TLDR
- Thursday’s session saw the Nasdaq advance 1.2%, the S&P 500 climb 0.8%, and the Dow increase 0.4%
- Investor appetite for SK Hynix’s Friday Nasdaq listing has reached seven-fold oversubscription levels
- Middle East conflict intensified with U.S. military action against 90 Iranian locations, followed by Iranian retaliation
- Crude oil benchmarks retreated Thursday, reversing a portion of the previous session’s rally despite regional hostilities
- PepsiCo earnings revealed consumer pullback on spending concerns, though topline figures surpassed analyst projections
Equity markets in the United States advanced on Thursday, with technology-heavy indices leading the charge as market participants set aside escalating Middle Eastern tensions to concentrate on SK Hynix’s upcoming artificial intelligence-focused initial public offering.

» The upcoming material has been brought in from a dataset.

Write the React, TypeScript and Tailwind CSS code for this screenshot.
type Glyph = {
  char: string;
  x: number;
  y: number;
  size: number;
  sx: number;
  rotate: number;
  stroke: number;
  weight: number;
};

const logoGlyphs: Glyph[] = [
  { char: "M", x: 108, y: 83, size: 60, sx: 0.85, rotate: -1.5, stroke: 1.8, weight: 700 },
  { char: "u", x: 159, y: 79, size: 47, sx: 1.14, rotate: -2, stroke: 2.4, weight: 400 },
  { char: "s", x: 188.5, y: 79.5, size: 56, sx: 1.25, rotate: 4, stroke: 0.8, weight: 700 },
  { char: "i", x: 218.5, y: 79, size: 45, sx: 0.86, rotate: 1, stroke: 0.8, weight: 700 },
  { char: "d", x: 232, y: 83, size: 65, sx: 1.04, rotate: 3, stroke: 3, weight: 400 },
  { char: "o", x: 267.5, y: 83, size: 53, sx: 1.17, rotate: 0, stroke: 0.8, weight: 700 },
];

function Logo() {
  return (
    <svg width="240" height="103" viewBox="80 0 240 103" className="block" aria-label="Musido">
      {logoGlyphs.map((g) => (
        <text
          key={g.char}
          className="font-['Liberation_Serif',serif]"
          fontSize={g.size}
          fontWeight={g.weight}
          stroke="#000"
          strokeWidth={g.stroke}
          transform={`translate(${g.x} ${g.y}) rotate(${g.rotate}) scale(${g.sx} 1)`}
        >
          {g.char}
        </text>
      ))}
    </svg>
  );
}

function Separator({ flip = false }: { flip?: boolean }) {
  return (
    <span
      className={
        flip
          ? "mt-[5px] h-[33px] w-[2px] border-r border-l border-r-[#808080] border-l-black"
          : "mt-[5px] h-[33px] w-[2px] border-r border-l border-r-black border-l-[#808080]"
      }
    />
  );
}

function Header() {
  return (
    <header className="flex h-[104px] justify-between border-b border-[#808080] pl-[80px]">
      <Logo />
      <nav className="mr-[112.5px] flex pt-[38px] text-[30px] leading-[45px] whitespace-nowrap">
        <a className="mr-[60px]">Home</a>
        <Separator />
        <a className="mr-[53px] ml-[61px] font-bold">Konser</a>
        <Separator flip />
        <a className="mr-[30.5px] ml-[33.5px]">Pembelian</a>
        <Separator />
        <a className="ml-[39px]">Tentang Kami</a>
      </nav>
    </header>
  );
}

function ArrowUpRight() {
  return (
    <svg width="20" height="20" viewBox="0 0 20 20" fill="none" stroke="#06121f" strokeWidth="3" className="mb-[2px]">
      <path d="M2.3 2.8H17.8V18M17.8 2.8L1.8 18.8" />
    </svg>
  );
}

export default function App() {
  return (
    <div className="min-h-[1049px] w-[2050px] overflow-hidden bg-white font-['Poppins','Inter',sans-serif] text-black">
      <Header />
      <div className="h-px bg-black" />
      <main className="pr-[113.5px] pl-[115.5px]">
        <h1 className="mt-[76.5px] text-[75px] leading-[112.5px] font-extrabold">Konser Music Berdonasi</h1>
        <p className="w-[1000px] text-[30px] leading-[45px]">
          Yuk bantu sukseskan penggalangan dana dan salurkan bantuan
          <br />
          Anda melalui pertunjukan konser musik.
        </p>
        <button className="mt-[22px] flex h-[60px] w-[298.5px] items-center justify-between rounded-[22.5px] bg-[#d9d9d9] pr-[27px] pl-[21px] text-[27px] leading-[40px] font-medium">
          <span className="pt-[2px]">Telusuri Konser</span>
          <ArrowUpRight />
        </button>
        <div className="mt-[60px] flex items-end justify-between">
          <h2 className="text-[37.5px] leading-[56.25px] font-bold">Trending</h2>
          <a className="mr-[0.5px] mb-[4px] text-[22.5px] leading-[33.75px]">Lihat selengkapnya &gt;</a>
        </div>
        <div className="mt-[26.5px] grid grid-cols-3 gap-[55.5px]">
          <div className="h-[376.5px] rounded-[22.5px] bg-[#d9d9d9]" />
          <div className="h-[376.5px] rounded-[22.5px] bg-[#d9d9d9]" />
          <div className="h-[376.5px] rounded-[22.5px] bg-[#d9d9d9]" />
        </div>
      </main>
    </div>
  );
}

The tech-concentrated Nasdaq Composite climbed 1.2%, while the broader S&P 500 index added 0.8%. The blue-chip Dow Jones Industrial Average registered approximately 0.4% in gains.

The day’s rally featured widespread sector participation. The Equal Weight S&P 500 outperformed its traditional market-cap-weighted counterpart, indicating that gains extended beyond mega-cap technology names into a broader swath of equities.
Energy, consumer staples, and healthcare stood as the day’s laggards, each closing lower. This rotation pattern is characteristic of risk-seeking market behavior, where capital flows away from traditionally defensive sectors toward growth-oriented opportunities.
Overwhelming Interest in SK Hynix Public Offering
Thursday’s market enthusiasm centered largely on SK Hynix, the prominent South Korean semiconductor manufacturer. The company is finalizing pricing for its American listing ahead of beginning regular trading on the Nasdaq exchange Friday morning.
Subscription levels for the offering have reached seven times the allocated share count, demonstrating substantial investor confidence in the artificial intelligence infrastructure buildout narrative.
The timing follows a challenging period for semiconductor equities. Recent weakness across the chip sector had sparked debate regarding the sustainability of AI-fueled market momentum.
Geopolitical Developments Fail to Derail Rally
Geopolitical developments took center stage Thursday. American military forces conducted strikes targeting 90 Iranian facilities, prompting retaliatory Iranian attacks on sites within countries allied with the United States across the Middle East region.
Despite the heightened tensions, Wall Street demonstrated resilience. Equity indices maintained their positive trajectory throughout the trading day.
Oil prices declined Thursday, erasing a portion of the prior session’s advance. Market pricing appeared to reflect expectations of ongoing regional instability while stopping short of incorporating catastrophic scenarios.
U.S. Treasury yields exhibited minimal fluctuation. The greenback remained relatively stable against major currency pairs.
Additional Market Influences
The weekly unemployment insurance claims report showed figures essentially unchanged from the previous period. The data contributes to the evolving economic picture that market participants are monitoring as they assess the Federal Reserve’s potential policy trajectory.
PepsiCo released quarterly results Thursday. While the beverage and snacks giant’s revenue exceeded Wall Street forecasts, management commentary highlighted that American shoppers are becoming more cautious with discretionary purchases amid macroeconomic uncertainty.
Among constituents of the Roundhill Magnificent Seven ETF, Meta and Tesla delivered positive returns, partially counterbalancing declines in Nvidia and Alphabet.
The specialized exchange-traded fund finished modestly higher after rebounding from steeper intraday losses.
During early afternoon price action, the Nasdaq traded around the 26,194 level, with the S&P 500 hovering near 7,546 and the Dow positioned around 52,550.